Our forgiveness series continues.
So you have forgiven or are thinking about forgiving the person(s) that did you dirty. (If you have yet to forgive, check out our last post on a technique you need to help speed up the forgiveness process.) Yet you think to yourself, “Dang I don’t want that person to hurt me again though. Forgiving them makes me an open target once more.”
No. This is not the case.
When you forgive what you are forgiving is not the actual person, but the negative thought form or dis-eased energy that entered your aura and body when you got hurt. It is the emotional attachment to that situation that you want to get rid of when you forgive. This is why forgiveness is more about yourself and not the other person. In a way you are forgiving yourself for letting this particular energy entire your being.
We all know stories of people who go through the same experiences together but certain people aren’t affected by it while others are. Why is this the case? This can be for a myriad of reasons — so much so it would take another blog to write. But this is the rationale as to why in terms of forgiveness it is less about the person and situation that happened and more about the negative energy that got lodged into your field when the event happened.
When you forgive, you FREE yourself. You send a message to your own being and the Universe: I am ready to move on and accept all the good that is already in my life. Furthermore you shall also be ready for all of the good is coming into your life.
When you don’t forgive, you are stopping the flow of Divine energy to send you all the blessings and good things you know you deserve. But here is the key, in order to receive these blessings you also need to bless others. It is all apart of The Law of Karma — what you do to others will come back to you. This means giving is important: giving of your time, labor, finances, well wishes, prayers and other means.
I can hear some of your saying, “Well that is how I got hurt to begin with. People took advantage of my generous giving so now I am not going to give crap!”. And I hear you! I have felt the same way. (Next month’s blog will be about this! Stay tuned.) Although this is one way to handle the situation, a higher way to think about it is this: There is a thick line between forgiveness and letting people walk all over you. Just because you forgave an individual doesn't mean you open yourself up to being a pushover. If anything it should be the opposite. You have seen the signs of how being walked over manifests, so now you are wiser and more prepared to deal with the situation if it comes up again.
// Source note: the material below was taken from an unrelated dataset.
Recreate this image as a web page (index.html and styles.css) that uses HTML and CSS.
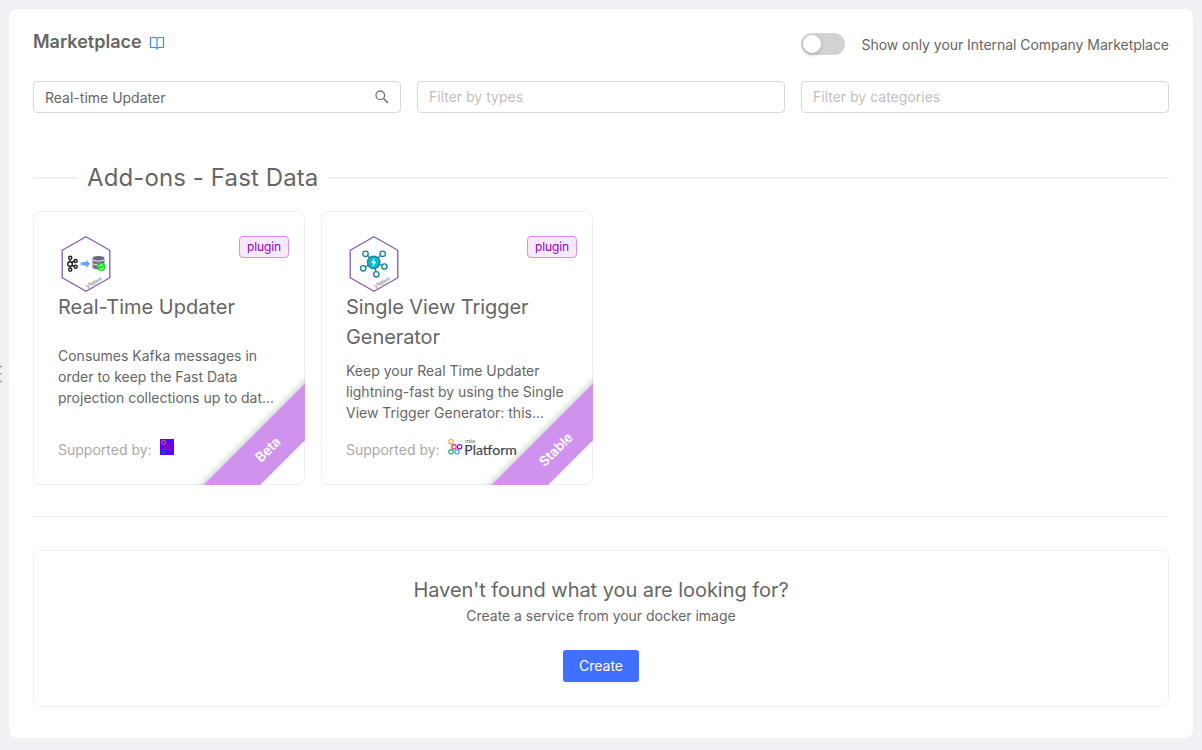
FILE: index.html
```html
<!DOCTYPE html>
<html lang="en">
<head>
<meta charset="utf-8">
<title>Marketplace</title>
<link rel="stylesheet" href="styles.css">
</head>
<body>
<svg class="edge-handle" width="3" height="18" viewBox="0 0 3 18"><path d="M0 1.5h2M0 9h1.5M0 16.500h2" stroke="#999" stroke-width="1.500"/></svg>
<main class="panel">
  <header class="header">
    <h1 class="title">Marketplace
      <svg class="book" width="16" height="14" viewBox="0 0 16 14" fill="none"><path d="M1.500 1.500H6.500Q8 1.500 8 3V13.500M8 3Q8 1.500 9.500 1.500H14.500V11.500H9.500L8 12.500L6.500 11.500H1.500V1.500" stroke="#3f87ff" stroke-width="1.200"/></svg>
    </h1>
    <div class="toggle"><span class="switch"><span class="knob"></span></span><span class="toggle-label">Show only your Internal Company Marketplace</span></div>
  </header>
  <div class="filters">
    <div class="field search"><span>Real-time Updater</span>
      <svg width="14" height="14" viewBox="0 0 14 14" fill="none" stroke="#777" stroke-width="1.300"><circle cx="5.300" cy="5.300" r="4.300"/><path d="M8.500 8.500L13 12.800" stroke-width="1.600"/></svg>
    </div>
    <div class="field placeholder">Filter by types</div>
    <div class="field placeholder">Filter by categories</div>
  </div>
  <h2 class="divider">Add-ons - Fast Data</h2>
  <section class="cards">
    <article class="card">
      <div class="card-top">
        <svg width="56" height="56" viewBox="0 0 56 56" fill="none">
          <path d="M28 .800L51.800 14.300V41.700L28 55.200L4.200 41.700V14.300Z" stroke="#8659a8" stroke-width="1.300"/>
          <g stroke="#222" stroke-width="1.400"><path d="M12 23v9.500M13.500 26.500l3-1.500M13.500 29l3 1.500"/><circle cx="12" cy="28" r="2.300" fill="#fff"/><circle cx="12.200" cy="21.800" r="1.600" fill="#fff"/><circle cx="12.200" cy="33.600" r="1.600" fill="#fff"/><circle cx="17.700" cy="25" r="1.500" fill="#fff"/><circle cx="17.700" cy="30.700" r="1.500" fill="#fff"/></g>
          <path d="M22.500 26h1v3.500h-1zM24.200 26h4v-2.300L32 27.800L28.200 32v-2.500h-4z" fill="#5fa4fb"/>
          <path d="M34.500 22.500v9.500q6 3 12 0v-9.500z" fill="#77758a"/><ellipse cx="40.500" cy="22" rx="6" ry="2" fill="#696680"/><path d="M34.500 24q6 2.500 12 0M34.500 28q6 2.500 12 0" stroke="#e4e4ec"/>
          <circle cx="43.500" cy="31" r="4" fill="#0be51b"/><path d="M41.300 31a2.200 2.200 0 0 1 4-1.200M45.700 31a2.200 2.200 0 0 1-4 1.200" stroke="#fff" stroke-width=".900"/>
          <g transform="translate(31 50) rotate(-29)"><circle cx="-2" cy="-1" r="1" fill="#ff8ca0"/><circle cx="-1" cy="1" r="1" fill="#a2a0ff"/><text class="badge-text" x="0" y="1" textLength="15" lengthAdjust="spacingAndGlyphs">Platform</text></g>
        </svg>
        <span class="tag">plugin</span>
      </div>
      <h3 class="card-title">Real-Time Updater</h3>
      <div class="desc"><p>Consumes Kafka messages in<br>order to keep the Fast Data<br>projection collections up to dat...</p></div>
      <div class="support"><span>Supported by:</span>
        <svg width="14" height="16" viewBox="0 0 14 16" fill="none"><path fill="#5b00ff" d="M0 0h14v16H0z"/><circle cx="3.700" cy="3.300" r="2" stroke="#d6705c"/><path d="M4.500 5.500L6 8M4.500 10.500L6 8.500" stroke="#e3004b"/><circle cx="6.800" cy="8" r="1.600" stroke="#e3004b"/><circle cx="3.700" cy="12.300" r="2" stroke="#077ba0"/><path d="M8.500 10.500l2 1" stroke="#356bff"/></svg>
      </div>
      <div class="ribbon-clip"><span class="ribbon">Beta</span></div>
    </article>
    <article class="card">
      <div class="card-top">
        <svg width="56" height="56" viewBox="0 0 56 56" fill="none">
          <path d="M28 .800L51.800 14.300V41.700L28 55.200L4.200 41.700V14.300Z" stroke="#8659a8" stroke-width="1.300"/>
          <g stroke="#187f9b" stroke-width="1.300"><path d="M28 26L19.500 17.500M28 26L36.500 17.500M28 26L17 32.300M28 26L38.500 30.500M28 26L30.300 38"/><circle cx="19.500" cy="17.800" r="2.700" fill="#fff"/><circle cx="36.700" cy="17.800" r="2.700" fill="#fff"/><circle cx="17.200" cy="32.300" r="2.700" fill="#fff"/><circle cx="38.400" cy="30.500" r="2.700" fill="#fff"/><circle cx="30.300" cy="38.300" r="2.700" fill="#fff"/><circle cx="27.700" cy="26.400" r="6.200" fill="#05bfd3"/></g>
          <path d="M28.500 22L25 27h2.300l-.8 4 3.700-5.300h-2.300z" fill="#fff"/>
          <g transform="translate(31 50) rotate(-29)"><circle cx="-2" cy="-1" r="1" fill="#ffb19a"/><circle cx="-1" cy="1" r="1" fill="#b4a0e8"/><text class="badge-text" x="0" y="1" textLength="15" lengthAdjust="spacingAndGlyphs">Platform</text></g>
        </svg>
        <span class="tag">plugin</span>
      </div>
      <h3 class="card-title long">Single View Trigger Generator</h3>
      <div class="desc"><p>Keep your Real Time Updater<br>lightning-fast by using the Single<br>View Trigger Generator: this...</p></div>
      <div class="support"><span>Supported by:</span>
        <svg class="brand" width="70" height="18" viewBox="0 0 70 18" fill="none"><g stroke-width="1.100"><circle cx="3" cy="2.700" r="2.200" stroke="#ff9d25"/><circle cx="6" cy="7.800" r="2.200" stroke="#f12b4b"/><circle cx="11.700" cy="7.700" r="2.200" stroke="#8000d5"/><circle cx="3" cy="12.800" r="2.200" stroke="#12a66a"/><circle cx="9" cy="12.800" r="2.200" stroke="#3989ff"/></g><text class="mia" x="17" y="4.300" textLength="10" lengthAdjust="spacingAndGlyphs">mia</text><text class="platform" x="16.300" y="16" textLength="52.500" lengthAdjust="spacingAndGlyphs">Platform</text></svg>
      </div>
      <div class="ribbon-clip"><span class="ribbon">Stable</span></div>
    </article>
  </section>
  <hr class="rule">
  <section class="empty">
    <h3 class="empty-title">Haven't found what you are looking for?</h3>
    <p class="empty-text">Create a service from your docker image</p>
    <button class="create">Create</button>
  </section>
</main>
</body>
</html>
```
FILE: styles.css
```css
* { box-sizing: border-box; }
body { margin: 0; height: 750px; padding: 9px 9px 12px; background: #f0f1f5; font: 14px/21px Inter, sans-serif; color: #666; overflow: hidden; }
h1, h2, h3, p { margin: 0; font-weight: 400; }
svg { display: block; flex: none; }
.edge-handle { position: absolute; left: 0; top: 365px; }
.panel { height: 729px; padding: 20px 24px; background: #fff; border-radius: 8px; }
.header { display: flex; justify-content: space-between; height: 52px; }
.title { display: flex; align-items: center; gap: 7px; height: 25px; font-size: 18px; font-weight: 600; }
.book { margin-top: 2px; }
.toggle { display: flex; align-items: center; gap: 17px; height: 31px; }
.toggle-label { letter-spacing: -.04px; }
.switch { width: 44px; height: 22px; margin-top: -1px; padding: 2px; border-radius: 11px; background: #d2d2d2; }
.knob { display: block; width: 18px; height: 18px; border-radius: 50%; background: #fff; box-shadow: 0 2px 4px rgba(0, 35, 11, .2); }
.filters { display: grid; grid-template-columns: repeat(3, 1fr); gap: 16px; }
.field { height: 32px; padding: 0 11px; border: 1px solid #d9d9d9; border-radius: 4px; line-height: 30px; }
.search { display: flex; justify-content: space-between; align-items: center; padding-top: 1px; }
.search svg { margin-top: -2px; }
.placeholder { color: #bfbfbf; }
.divider { display: flex; align-items: center; gap: 10px; margin-top: 47px; font-size: 24px; line-height: 36px; letter-spacing: .11px; white-space: nowrap; }
.divider::before, .divider::after { content: ""; height: 2px; background: #f0f0f0; }
.divider::before { width: 44px; }
.divider::after { flex: 1; }
.cards { display: flex; gap: 16px; margin-top: 15px; }
.card { position: relative; display: flex; flex-direction: column; width: 272px; height: 274px; padding: 24px; border: 1px solid #f0f0f0; border-radius: 8px; }
.card-top { display: flex; justify-content: space-between; align-items: flex-start; margin-right: -9px; }
.tag { width: 50px; height: 22px; border: 1px solid #d98cf5; border-radius: 4px; background: #f9e8ff; color: #8e00c4; font-size: 12px; line-height: 20px; letter-spacing: -.08px; text-align: center; }
.card-title { font-size: 20px; line-height: 30px; }
.long { letter-spacing: -.08px; }
.desc { display: flex; align-items: center; flex: 1; white-space: nowrap; }
.support { display: flex; align-items: flex-start; gap: 8px; height: 29px; padding-top: 8px; color: #aaa; }
.brand { overflow: visible; }
.ribbon-clip { position: absolute; inset: -1px; overflow: hidden; border-radius: 8px 8px 0 8px; pointer-events: none; }
.ribbon { position: absolute; left: 134px; top: 219px; width: 200px; height: 40px; padding-left: 2px; background: #cf93ef; color: #fff; font-size: 13.500px; font-weight: 600; line-height: 40px; letter-spacing: -.1px; text-align: center; transform: rotate(-45deg); box-shadow: 0 0 8px rgba(0, 0, 0, .3); clip-path: inset(-12px 0 0 0); }
.badge-text { font: italic 5px Inter, sans-serif; fill: #555; }
.mia { font: 6px Lato, sans-serif; fill: #555; }
.platform { font: 13.500px Lato, sans-serif; fill: #40484b; stroke: #40484b; stroke-width: .2px; }
.rule { height: 1px; margin: 31px 0 33px; border: 0; background: #f0f0f0; }
.empty { display: flex; flex-direction: column; align-items: center; height: 157px; padding-top: 24px; border: 1px solid #f0f0f0; border-radius: 8px; }
.empty-title { font-size: 20px; line-height: 30px; letter-spacing: -.05px; }
.empty-text { height: 45px; letter-spacing: -.03px; }
.create { width: 76px; height: 32px; padding: 0; border: 0; border-radius: 3px; background: #4070ff; color: #fff; font: 14px/32px Inter, sans-serif; box-shadow: 0 2px 0 rgba(0, 0, 0, .04); }
```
So how do you forgive without being a pushover?
Forgive, then don't be dumb. Use your common sense. You know the feeling of what hurt feels like. Don’t put yourself in the same situation for failure. For some of you this may mean you need to cut the person off from your life.
Or in cases in which this isn't possible keep the person at a distance.
For cases in which this isn’t even possible try talking to the person about how a particular situation made you feel.
If you have already tried this technique, then start a gratitude journal about that person. Focus on the aspects about the person that you appreciate. Write at least 5 things per day about the individual that are valuable and at the end of the week, if desired share that with the person. This creates an attitude of gratitude and will begin to actually manifest as a form of forgiveness naturally. By focusing on the good parts and that which is thriving will actually reprogram your neurology and allow you to appreciate the person in a different way. From this reprogramming, the light of freedom begins to shine through.
So what is forgiveness truly about? Freedom! Live in, walk in, breath in that freedom and see how your life changes!